1. A method for determining a Transmission Control Protocol (TCP) congestion window, comprising:

receiving, by a network node, a data packet, wherein a header of the data packet carries a load level of a path through which the data packet passes;

obtaining, by the network node, a load level of a corresponding first output port used to send the data packet;

updating, by the network node, the load level in the data packet based on the load level of the first output port; and

sending, by the network node, the updated data packet.

2. The method according to claim 1, wherein the updating, by the network node, the load level in the data packet comprises:

adding, by the network node to the header of the data packet, the load level of the corresponding first output port used to send the data packet.

3. The method according to claim 1, wherein the updating, by the network node, the load level in the data packet comprises:

determining, by the network node, that the load level of the corresponding first output port used to send the data packet is higher than a load level in the header of the data packet; and

replacing, by the network node, the load level in the header of the data packet with the load level of the corresponding first output port used to send the data packet.

4. The method according to claim 1, wherein the load level is represented by an idleness rate or a congestion level.

5. The method according to claim 1, wherein the data packet is an Internet Protocol (IP) data packet.

6. A method for determining a TCP congestion window, comprising:

sending, by a TCP transmit end, a source data packet, and waiting to receive an acknowledgment (ACK) packet;

receiving, by the TCP transmit end, the ACK packet; and

determining, by the TCP transmit end, a TCP congestion window based on a load level carried in a header of the ACK packet.

7. The method according to claim 6, wherein the method for determining a TCP congestion window further comprises:

if the load level is less than or equal to 1, New TCP congestion window=Current congestion window*(1+(1−Load level)/Load level); or

if the load level is greater than 1, New TCP congestion window=Current congestion window/Load level.

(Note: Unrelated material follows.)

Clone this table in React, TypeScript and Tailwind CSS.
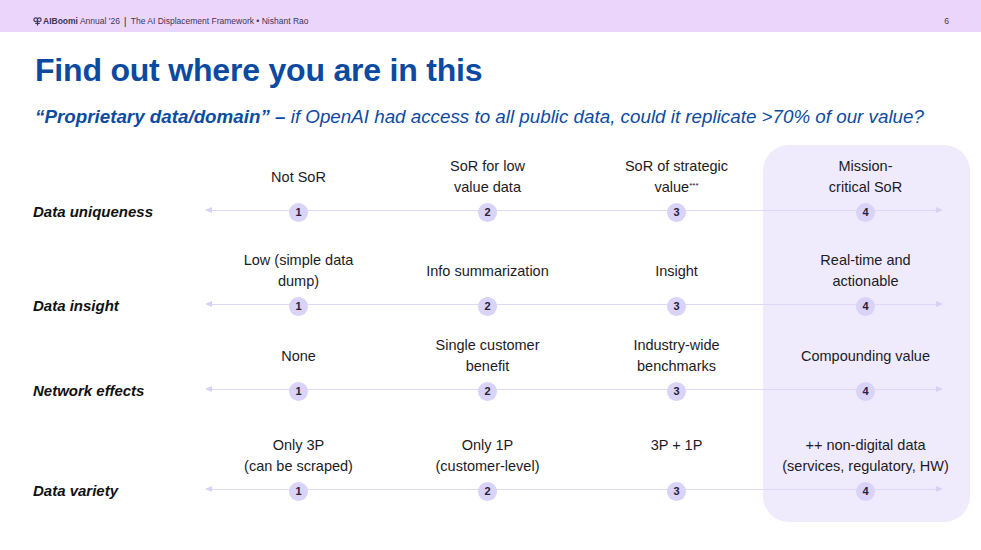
import React from "react";

type Row = {
  label: string;
  items: { text: React.ReactNode; top?: boolean }[];
  mt: string;
};

const rows: Row[] = [
  {
    label: "Data uniqueness",
    mt: "mt-[27px]",
    items: [
      { text: "Not SoR" },
      { text: <>SoR for low<br />value data</> },
      { text: <>SoR of strategic<br />value<sup className="text-[8px]">***</sup></> },
      { text: <>Mission-<br />critical SoR</> },
    ],
  },
  {
    label: "Data insight",
    mt: "mt-[31px]",
    items: [
      { text: <>Low (simple data<br />dump)</> },
      { text: "Info summarization" },
      { text: "Insight" },
      { text: <>Real-time and<br />actionable</> },
    ],
  },
  {
    label: "Network effects",
    mt: "mt-[22px]",
    items: [
      { text: "None" },
      { text: <>Single customer<br />benefit</> },
      { text: <>Industry-wide<br />benchmarks</> },
      { text: "Compounding value" },
    ],
  },
  {
    label: "Data variety",
    mt: "mt-[37px]",
    items: [
      { text: <>Only 3P<br />(can be scraped)</> },
      { text: <>Only 1P<br />(customer-level)</> },
      { text: "3P + 1P", top: true },
      { text: <>++ non-digital data<br />(services, regulatory, HW)</> },
    ],
  },
];

const Logo = () => (
  <svg width="9" height="9" viewBox="0 0 10 10" className="mr-[1px]">
    <circle cx="3" cy="3" r="2" fill="none" stroke="#3b3656" strokeWidth="1.3" />
    <circle cx="7" cy="3" r="2" fill="none" stroke="#3b3656" strokeWidth="1.3" />
    <path d="M5 4.5 V9.5 M2.5 7 H7.5" stroke="#3b3656" strokeWidth="1.3" />
  </svg>
);

export default function App() {
  return (
    <div
      className="relative w-[981px] h-[550px] overflow-hidden bg-white text-[#1c1b26]"
      style={{ fontFamily: "'Liberation Sans', Arial, sans-serif" }}
    >
      <div className="h-[32px] bg-[#ebd5fb] flex items-center pl-[33px] pr-[32px] pt-[10px] text-[8.5px] text-[#3b3656]">
        <Logo />
        <span className="font-bold">AIBoomi</span>
        <span className="ml-[2px]">Annual '26</span>
        <span className="mx-[4px] text-[11px] leading-none">|</span>
        <span>The AI Displacement Framework • Nishant Rao</span>
        <span className="ml-auto text-[8.5px]">6</span>
      </div>

      <h1 className="mt-[20px] pl-[35px] text-[32px] leading-[36px] font-bold text-[#0b4aa0] tracking-[-0.2px]">
        Find out where you are in this
      </h1>
      <p className="mt-[17px] pl-[35px] text-[18.8px] leading-[24px] italic text-[#0d4ba0]">
        <span className="font-bold">“Proprietary data/domain” –</span> if OpenAI had access to all public data, could it replicate &gt;70% of our value?
      </p>

      <div className="absolute left-[763px] top-[145px] w-[207px] h-[377px] rounded-[26px] bg-[#efebfd]" />

      <div className="relative">
        {rows.map((row) => (
          <div key={row.label} className={`${row.mt} flex flex-col`}>
            <div className="grid grid-cols-[204px_repeat(4,189px)] h-[42px]">
              <div />
              {row.items.map((it, i) => (
                <div
                  key={i}
                  className={`flex justify-center text-center text-[14.5px] leading-[21px] ${it.top ? "items-start" : "items-center"}`}
                >
                  <div>{it.text}</div>
                </div>
              ))}
            </div>
            <div className="relative mt-[3px] grid grid-cols-[204px_repeat(4,189px)] h-[18px] items-center">
              <div className="absolute left-[208px] w-[732px] top-[8.5px] h-[1px] bg-[#dcd8f6]" />
              <div className="absolute left-[205px] top-[5.5px] w-0 h-0 border-y-[3.5px] border-y-transparent border-r-[7px] border-r-[#d6d2f3]" />
              <div className="absolute left-[936px] top-[5.5px] w-0 h-0 border-y-[3.5px] border-y-transparent border-l-[7px] border-l-[#d6d2f3]" />
              <div className="pl-[33px] text-[15px] font-bold italic text-[#111]">{row.label}</div>
              {[1, 2, 3, 4].map((n) => (
                <div key={n} className="relative flex justify-center">
                  <div className="w-[19px] h-[19px] rounded-full bg-[#d8d3f7] flex items-center justify-center text-[11px] font-bold text-[#24213a]">
                    {n}
                  </div>
                </div>
              ))}
            </div>
          </div>
        ))}
      </div>
    </div>
  );
}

8. A network node, comprising:

a communications interface;

at least one processor; and

a non-transitory computer-readable storage medium coupled to the at least one processor and storing programming instructions for execution by the at least one processor, wherein the programming instructions instruct the at least one processor to:

receive a data packet by using the communications interface;

obtain a load level of a corresponding first output port used to send the data packet, wherein a header of the data packet carries a load level of a path through which the data packet passes;

update the load level in the data packet based on the load level of the first output port; and

send the updated data packet by using the communications interface.

9. The network node according to claim 8, wherein the programming instructions instruct the at least one processor to update the load level in the data packet comprises:

programming instructions instructing the at least one processor to add to the header of the data packet, the load level of the corresponding first output port used to send the data packet.

10. The network node according to claim 8, wherein the programming instructions instruct the at least one processor to update the load level in the data packet comprises:

programming instructions instructing the at least one processor to determine that the load level of the corresponding first output port used to send the data packet is higher than a load level in the header of the data packet; and

programming instructions instructing the at least one processor to replace the load level in the header of the data packet with the load level of the corresponding first output port used to send the data packet.

11. The network node according to claim 8, wherein the load level is represented by an idleness rate or a congestion level of the first output port.

12. The network node according to claim 8, wherein the data packet is an IP data packet.